Têtue géométrie ou la tentation d’escalader le ciel
Avec l’installation de l’artiste suisse Carmen Perrin, le MBAL poursuit son cycle d’expositions semi-permanentes réalisées in situ. Têtue géométrie ou la tentation d’escalader le ciel s’inscrit dans un programme de réalisations murales commandées spécifiquement à des artistes suisses invités à répondre à l’architecture du lieu en réalisant une création unique. L’oeuvre de Carmen Perrin fait écho à Paysage pour un berger (2), peinture de l’artiste neuchâtelois Lermite dont le centième anniversaire est célébré en 2020. Portant comme lui un intérêt particulier à la recherche de la lumière, Carmen Perrin développe une empreinte picturale d’une rare poésie, déposée par d’infimes fragments sur des milliers de fils tendus. Par ce geste artistique tridimensionnel, elle offre un magnifique hommage à l’oeuvre de Lermite dont le MBAL abrite la fondation et articule son processus de création ainsi :
« En 1976, le peintre Jean-Pierre Schmid, dit Lermite réalise Paysage pour un berger (2). Un paysage constitué de lignes droites et de courbes, délimitant des surfaces colorées. Les couleurs chaudes et froides sont entremêlées, comme le sont, sous les frôlements de la lumière, la superposition des plans et des angles inclinés. De cette matrice virtuelle, comme ondulant sous la force d’une brise hiémale, j’ai tiré une empreinte. Celle-ci, déposée sur les fils régulièrement tendus d’une texture verticale, est détachée de quelques centimètres du mur blanc. Vue de face, elle renvoie à l’oeil une image diaphane.
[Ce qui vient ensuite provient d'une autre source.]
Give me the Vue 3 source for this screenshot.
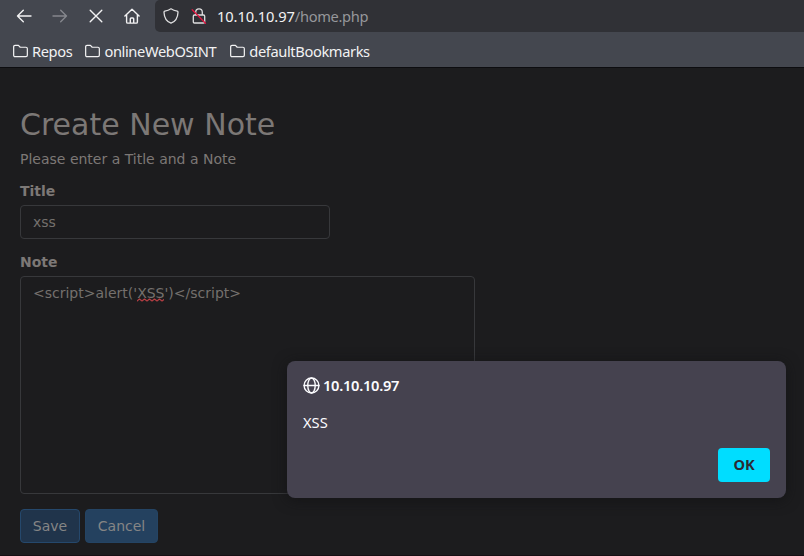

Cependant, une légère vibration chromatique incite le visiteur à se déplacer devant l’image pour percevoir, progressivement la couleur « se lever » dans toute son intensité, s’atténuer à nouveau et réapparaître selon les points de vue et les ondulations. L’allusion à une forme simple et répétitive du métier à tisser évoque les objets du travail manuel de paysans ou d’artisans que Lermite, acharné à capter toutes les facettes d’un même objet, qu’il s’agisse d’un outil ou un élément architectural comme certaines fenêtres d’ateliers, a cherché à retranscrire plastiquement dans leur contexte singulier. La polychromie, déposée par fragments sur des milliers de fils élastiques, évoque la tension du contact entre l’oeil de l’artiste avec les forces mouvantes, proches et lointaines, d’un paysage venant lentement à soi. Comme Lermite observe la lumière jusqu’à la fin de sa vie, moi aussi, avec mes propres outils, je la scrute, depuis le début de mes recherches, et j’invente des sortes des pièges pour la capturer, la moduler et l’articuler avec des matériaux ou avec de la couleur. »
Biographie
Née en Bolivie, Carmen Perrin (Suisse, 1953) vit et travaille à Genève et en France. Elle s’est imposée dès les années 1980 comme une artiste plasticienne qui réalise des sculptures, avant de travailler de plus en plus étroitement avec des contextes architecturaux et paysagers. Actuellement elle travaille à des projets liés à l’espace public et mène une recherche qui articule étroitement la pratique de la sculpture et celle du dessin. L’artiste est représentée par la galerie Wilde (Genève/Zurich), la galerie Linder à Bâle et par la galerie Catherine Putman à Paris.